EXERCISE GOAL:
Restate the listing below word for word, omitting any images.

DATASET CONTENT:
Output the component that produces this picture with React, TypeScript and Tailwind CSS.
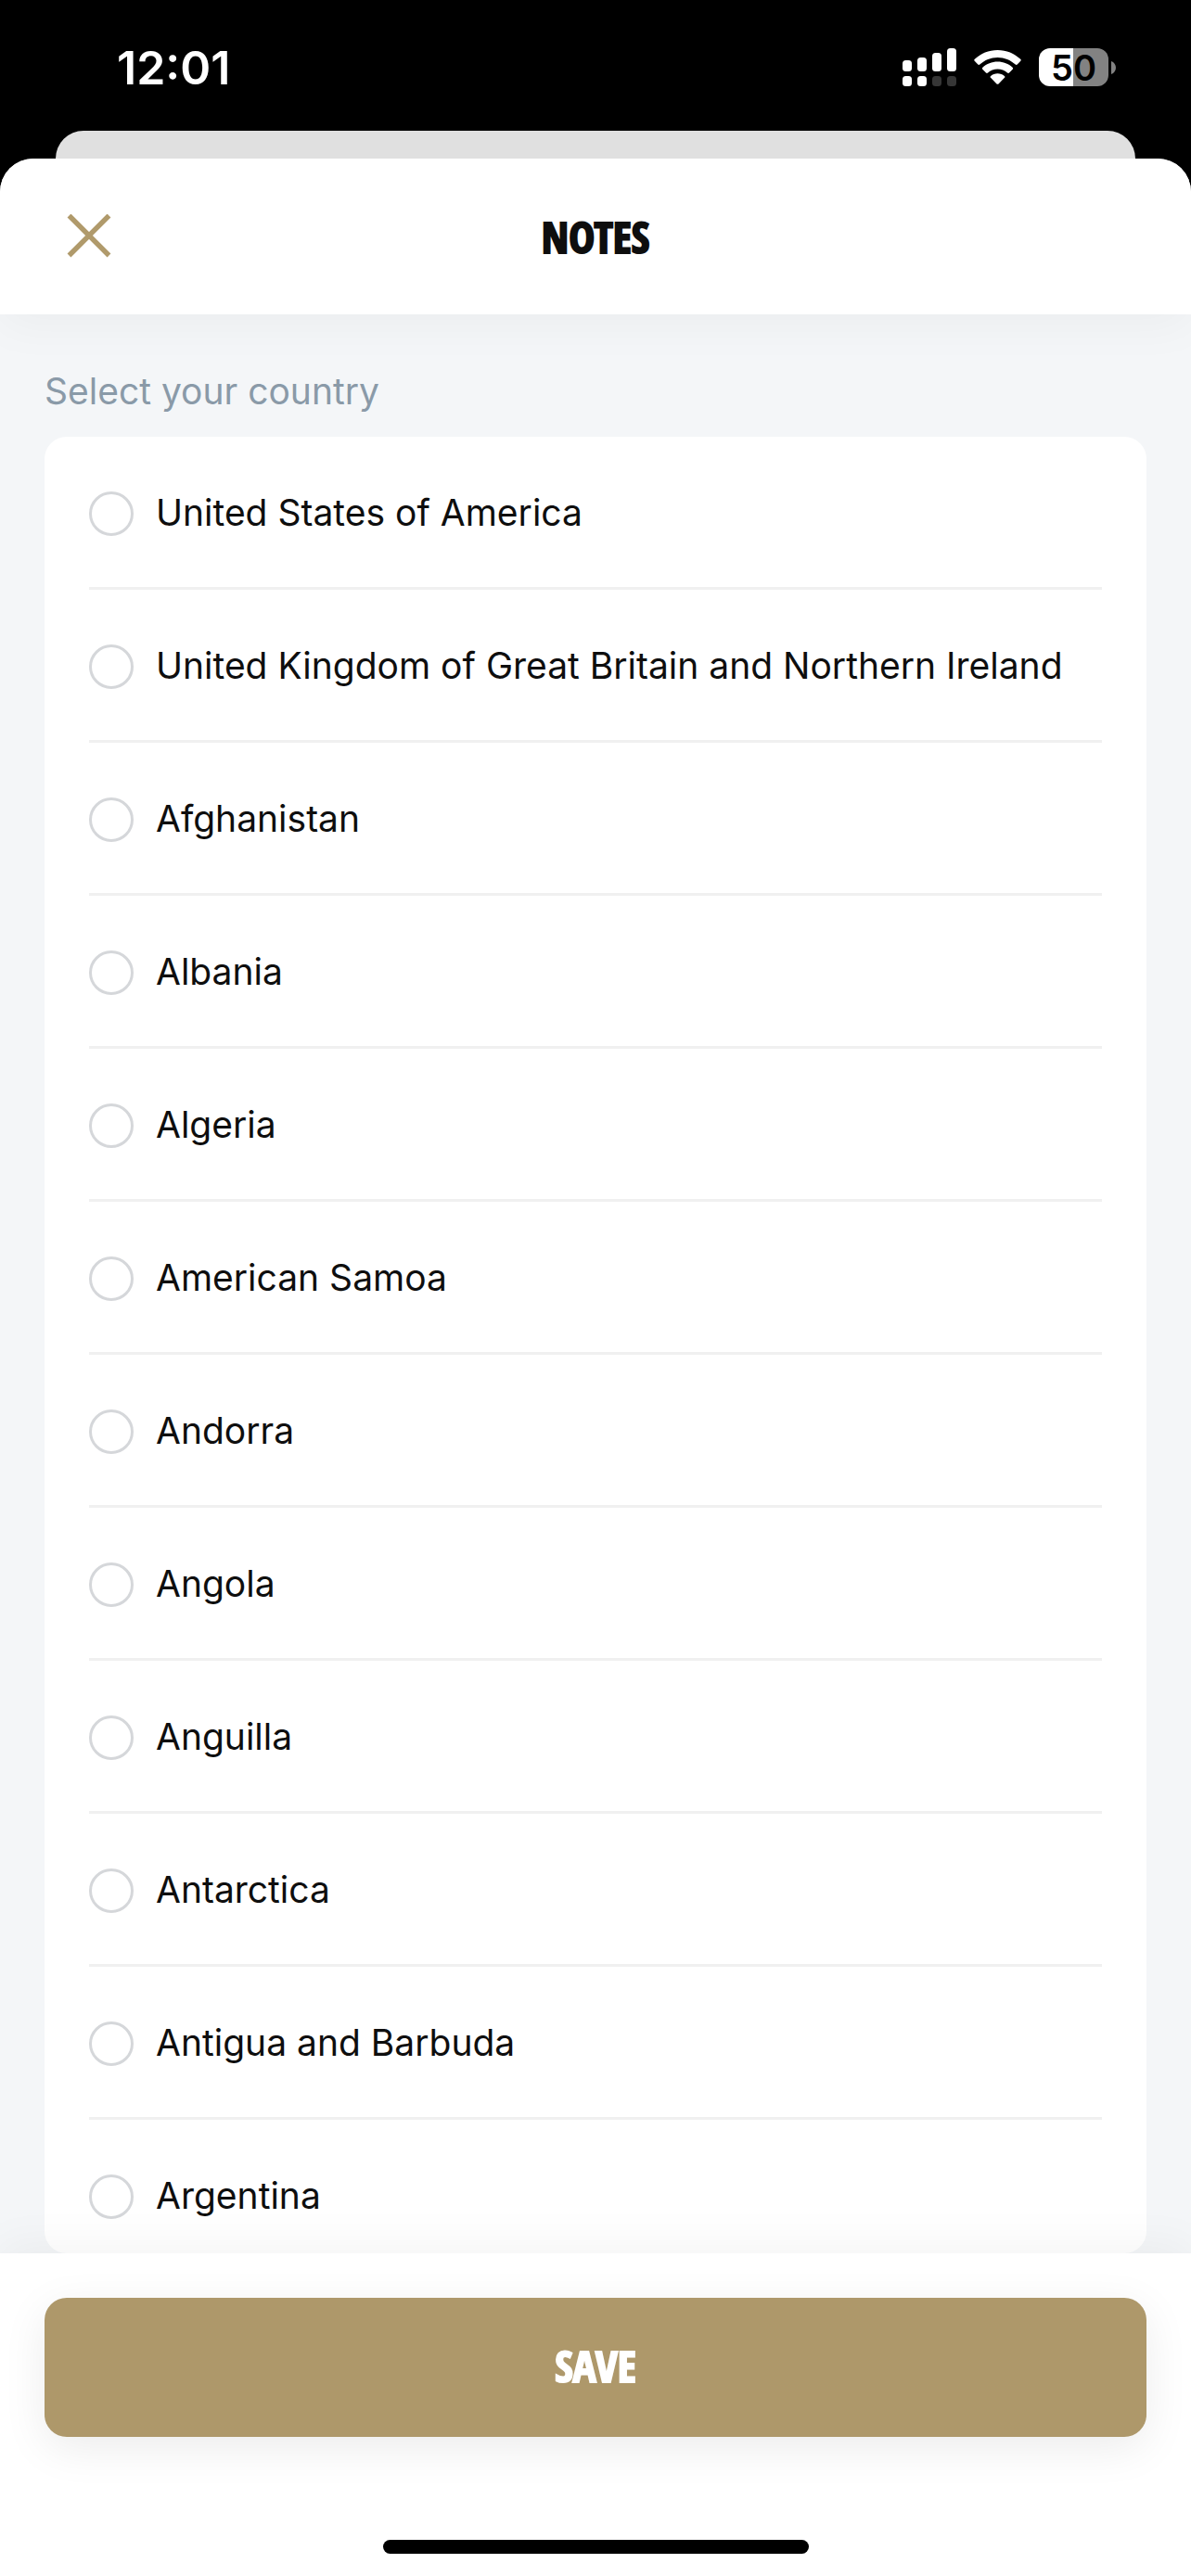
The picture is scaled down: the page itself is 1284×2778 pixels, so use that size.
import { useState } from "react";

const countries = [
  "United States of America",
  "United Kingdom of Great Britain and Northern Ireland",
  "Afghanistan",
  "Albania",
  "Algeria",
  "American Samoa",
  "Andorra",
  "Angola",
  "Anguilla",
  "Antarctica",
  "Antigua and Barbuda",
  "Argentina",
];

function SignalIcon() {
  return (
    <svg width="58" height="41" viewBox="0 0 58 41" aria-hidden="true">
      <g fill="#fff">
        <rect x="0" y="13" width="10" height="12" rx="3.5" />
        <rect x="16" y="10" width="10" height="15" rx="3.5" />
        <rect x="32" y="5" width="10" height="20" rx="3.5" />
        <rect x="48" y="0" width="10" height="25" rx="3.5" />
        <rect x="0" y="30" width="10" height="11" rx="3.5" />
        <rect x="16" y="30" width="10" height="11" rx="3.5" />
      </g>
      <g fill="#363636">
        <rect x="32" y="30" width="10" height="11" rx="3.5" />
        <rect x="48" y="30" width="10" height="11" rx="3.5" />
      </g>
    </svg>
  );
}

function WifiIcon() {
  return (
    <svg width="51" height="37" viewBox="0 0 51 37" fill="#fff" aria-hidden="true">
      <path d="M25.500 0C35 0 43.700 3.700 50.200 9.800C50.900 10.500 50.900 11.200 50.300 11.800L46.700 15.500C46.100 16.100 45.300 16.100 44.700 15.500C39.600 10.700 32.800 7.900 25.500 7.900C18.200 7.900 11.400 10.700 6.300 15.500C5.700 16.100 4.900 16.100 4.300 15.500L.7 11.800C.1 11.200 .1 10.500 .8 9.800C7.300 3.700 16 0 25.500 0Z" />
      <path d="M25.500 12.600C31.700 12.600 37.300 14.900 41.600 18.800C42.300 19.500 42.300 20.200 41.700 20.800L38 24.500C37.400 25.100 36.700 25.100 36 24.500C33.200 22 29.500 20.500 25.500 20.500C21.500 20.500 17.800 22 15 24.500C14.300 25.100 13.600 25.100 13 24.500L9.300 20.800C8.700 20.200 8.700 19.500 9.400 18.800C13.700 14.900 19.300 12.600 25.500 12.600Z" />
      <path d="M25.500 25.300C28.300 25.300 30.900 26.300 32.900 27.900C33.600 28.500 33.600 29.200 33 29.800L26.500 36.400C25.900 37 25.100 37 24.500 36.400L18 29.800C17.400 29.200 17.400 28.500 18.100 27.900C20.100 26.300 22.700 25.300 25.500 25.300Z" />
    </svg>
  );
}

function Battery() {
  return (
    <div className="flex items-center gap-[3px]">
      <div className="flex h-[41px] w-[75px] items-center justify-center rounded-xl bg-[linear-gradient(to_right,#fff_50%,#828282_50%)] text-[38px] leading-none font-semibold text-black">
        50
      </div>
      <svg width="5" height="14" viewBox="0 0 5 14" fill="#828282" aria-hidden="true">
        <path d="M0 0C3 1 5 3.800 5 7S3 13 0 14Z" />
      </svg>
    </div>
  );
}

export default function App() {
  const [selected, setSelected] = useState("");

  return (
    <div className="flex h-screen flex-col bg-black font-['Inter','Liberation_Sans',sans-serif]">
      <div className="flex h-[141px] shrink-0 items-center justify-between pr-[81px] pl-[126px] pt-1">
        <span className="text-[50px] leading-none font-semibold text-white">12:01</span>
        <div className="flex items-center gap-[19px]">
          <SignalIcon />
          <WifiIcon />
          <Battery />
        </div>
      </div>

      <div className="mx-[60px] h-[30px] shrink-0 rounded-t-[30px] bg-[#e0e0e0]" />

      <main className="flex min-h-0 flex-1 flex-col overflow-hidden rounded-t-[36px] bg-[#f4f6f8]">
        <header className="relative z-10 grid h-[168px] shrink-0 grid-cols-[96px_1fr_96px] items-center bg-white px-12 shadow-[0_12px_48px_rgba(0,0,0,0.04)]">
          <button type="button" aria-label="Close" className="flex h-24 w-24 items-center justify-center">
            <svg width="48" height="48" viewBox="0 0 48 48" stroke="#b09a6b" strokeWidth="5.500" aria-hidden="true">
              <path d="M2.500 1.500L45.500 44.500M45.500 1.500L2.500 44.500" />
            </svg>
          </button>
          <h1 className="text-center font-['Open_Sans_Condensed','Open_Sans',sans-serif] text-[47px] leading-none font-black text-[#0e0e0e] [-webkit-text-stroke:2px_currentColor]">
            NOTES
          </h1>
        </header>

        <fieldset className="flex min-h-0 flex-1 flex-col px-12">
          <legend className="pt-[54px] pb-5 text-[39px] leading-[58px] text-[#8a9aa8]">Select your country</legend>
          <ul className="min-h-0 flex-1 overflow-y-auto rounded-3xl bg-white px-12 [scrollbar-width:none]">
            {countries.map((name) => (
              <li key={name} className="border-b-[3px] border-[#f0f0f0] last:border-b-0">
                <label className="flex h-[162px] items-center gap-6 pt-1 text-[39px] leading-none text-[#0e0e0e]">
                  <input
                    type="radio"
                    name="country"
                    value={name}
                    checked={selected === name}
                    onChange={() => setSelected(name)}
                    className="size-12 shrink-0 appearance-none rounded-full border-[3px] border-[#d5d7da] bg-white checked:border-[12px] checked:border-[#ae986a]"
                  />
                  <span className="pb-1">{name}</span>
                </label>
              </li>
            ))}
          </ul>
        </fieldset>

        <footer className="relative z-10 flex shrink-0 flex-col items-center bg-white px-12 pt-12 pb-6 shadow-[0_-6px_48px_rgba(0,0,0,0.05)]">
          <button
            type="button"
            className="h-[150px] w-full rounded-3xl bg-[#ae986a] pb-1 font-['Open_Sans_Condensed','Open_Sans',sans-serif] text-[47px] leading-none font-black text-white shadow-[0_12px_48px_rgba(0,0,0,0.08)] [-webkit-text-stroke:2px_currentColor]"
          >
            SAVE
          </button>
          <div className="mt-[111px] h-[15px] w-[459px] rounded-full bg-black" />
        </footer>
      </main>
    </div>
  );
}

WRITTEN ANSWER:
Output the component that produces this picture with React, TypeScript and Tailwind CSS.
The picture is scaled down: the page itself is 1284×2778 pixels, so use that size.
import { useState } from "react";

const countries = [
  "United States of America",
  "United Kingdom of Great Britain and Northern Ireland",
  "Afghanistan",
  "Albania",
  "Algeria",
  "American Samoa",
  "Andorra",
  "Angola",
  "Anguilla",
  "Antarctica",
  "Antigua and Barbuda",
  "Argentina",
];

function SignalIcon() {
  return (
    <svg width="58" height="41" viewBox="0 0 58 41" aria-hidden="true">
      <g fill="#fff">
        <rect x="0" y="13" width="10" height="12" rx="3.5" />
        <rect x="16" y="10" width="10" height="15" rx="3.5" />
        <rect x="32" y="5" width="10" height="20" rx="3.5" />
        <rect x="48" y="0" width="10" height="25" rx="3.5" />
        <rect x="0" y="30" width="10" height="11" rx="3.5" />
        <rect x="16" y="30" width="10" height="11" rx="3.5" />
      </g>
      <g fill="#363636">
        <rect x="32" y="30" width="10" height="11" rx="3.5" />
        <rect x="48" y="30" width="10" height="11" rx="3.5" />
      </g>
    </svg>
  );
}

function WifiIcon() {
  return (
    <svg width="51" height="37" viewBox="0 0 51 37" fill="#fff" aria-hidden="true">
      <path d="M25.500 0C35 0 43.700 3.700 50.200 9.800C50.900 10.500 50.900 11.200 50.300 11.800L46.700 15.500C46.100 16.100 45.300 16.100 44.700 15.500C39.600 10.700 32.800 7.900 25.500 7.900C18.200 7.900 11.400 10.700 6.300 15.500C5.700 16.100 4.900 16.100 4.300 15.500L.7 11.800C.1 11.200 .1 10.500 .8 9.800C7.300 3.700 16 0 25.500 0Z" />
      <path d="M25.500 12.600C31.700 12.600 37.300 14.900 41.600 18.800C42.300 19.500 42.300 20.200 41.700 20.800L38 24.500C37.400 25.100 36.700 25.100 36 24.500C33.200 22 29.500 20.500 25.500 20.500C21.500 20.500 17.800 22 15 24.500C14.300 25.100 13.600 25.100 13 24.500L9.300 20.800C8.700 20.200 8.700 19.500 9.400 18.800C13.700 14.900 19.300 12.600 25.500 12.600Z" />
      <path d="M25.500 25.300C28.300 25.300 30.900 26.300 32.900 27.900C33.600 28.500 33.600 29.200 33 29.800L26.500 36.400C25.900 37 25.100 37 24.500 36.400L18 29.800C17.400 29.200 17.400 28.500 18.100 27.900C20.100 26.300 22.700 25.300 25.500 25.300Z" />
    </svg>
  );
}

function Battery() {
  return (
    <div className="flex items-center gap-[3px]">
      <div className="flex h-[41px] w-[75px] items-center justify-center rounded-xl bg-[linear-gradient(to_right,#fff_50%,#828282_50%)] text-[38px] leading-none font-semibold text-black">
        50
      </div>
      <svg width="5" height="14" viewBox="0 0 5 14" fill="#828282" aria-hidden="true">
        <path d="M0 0C3 1 5 3.800 5 7S3 13 0 14Z" />
      </svg>
    </div>
  );
}

export default function App() {
  const [selected, setSelected] = useState("");

  return (
    <div className="flex h-screen flex-col bg-black font-['Inter','Liberation_Sans',sans-serif]">
      <div className="flex h-[141px] shrink-0 items-center justify-between pr-[81px] pl-[126px] pt-1">
        <span className="text-[50px] leading-none font-semibold text-white">12:01</span>
        <div className="flex items-center gap-[19px]">
          <SignalIcon />
          <WifiIcon />
          <Battery />
        </div>
      </div>

      <div className="mx-[60px] h-[30px] shrink-0 rounded-t-[30px] bg-[#e0e0e0]" />

      <main className="flex min-h-0 flex-1 flex-col overflow-hidden rounded-t-[36px] bg-[#f4f6f8]">
        <header className="relative z-10 grid h-[168px] shrink-0 grid-cols-[96px_1fr_96px] items-center bg-white px-12 shadow-[0_12px_48px_rgba(0,0,0,0.04)]">
          <button type="button" aria-label="Close" className="flex h-24 w-24 items-center justify-center">
            <svg width="48" height="48" viewBox="0 0 48 48" stroke="#b09a6b" strokeWidth="5.500" aria-hidden="true">
              <path d="M2.500 1.500L45.500 44.500M45.500 1.500L2.500 44.500" />
            </svg>
          </button>
          <h1 className="text-center font-['Open_Sans_Condensed','Open_Sans',sans-serif] text-[47px] leading-none font-black text-[#0e0e0e] [-webkit-text-stroke:2px_currentColor]">
            NOTES
          </h1>
        </header>

        <fieldset className="flex min-h-0 flex-1 flex-col px-12">
          <legend className="pt-[54px] pb-5 text-[39px] leading-[58px] text-[#8a9aa8]">Select your country</legend>
          <ul className="min-h-0 flex-1 overflow-y-auto rounded-3xl bg-white px-12 [scrollbar-width:none]">
            {countries.map((name) => (
              <li key={name} className="border-b-[3px] border-[#f0f0f0] last:border-b-0">
                <label className="flex h-[162px] items-center gap-6 pt-1 text-[39px] leading-none text-[#0e0e0e]">
                  <input
                    type="radio"
                    name="country"
                    value={name}
                    checked={selected === name}
                    onChange={() => setSelected(name)}
                    className="size-12 shrink-0 appearance-none rounded-full border-[3px] border-[#d5d7da] bg-white checked:border-[12px] checked:border-[#ae986a]"
                  />
                  <span className="pb-1">{name}</span>
                </label>
              </li>
            ))}
          </ul>
        </fieldset>

        <footer className="relative z-10 flex shrink-0 flex-col items-center bg-white px-12 pt-12 pb-6 shadow-[0_-6px_48px_rgba(0,0,0,0.05)]">
          <button
            type="button"
            className="h-[150px] w-full rounded-3xl bg-[#ae986a] pb-1 font-['Open_Sans_Condensed','Open_Sans',sans-serif] text-[47px] leading-none font-black text-white shadow-[0_12px_48px_rgba(0,0,0,0.08)] [-webkit-text-stroke:2px_currentColor]"
          >
            SAVE
          </button>
          <div className="mt-[111px] h-[15px] w-[459px] rounded-full bg-black" />
        </footer>
      </main>
    </div>
  );
}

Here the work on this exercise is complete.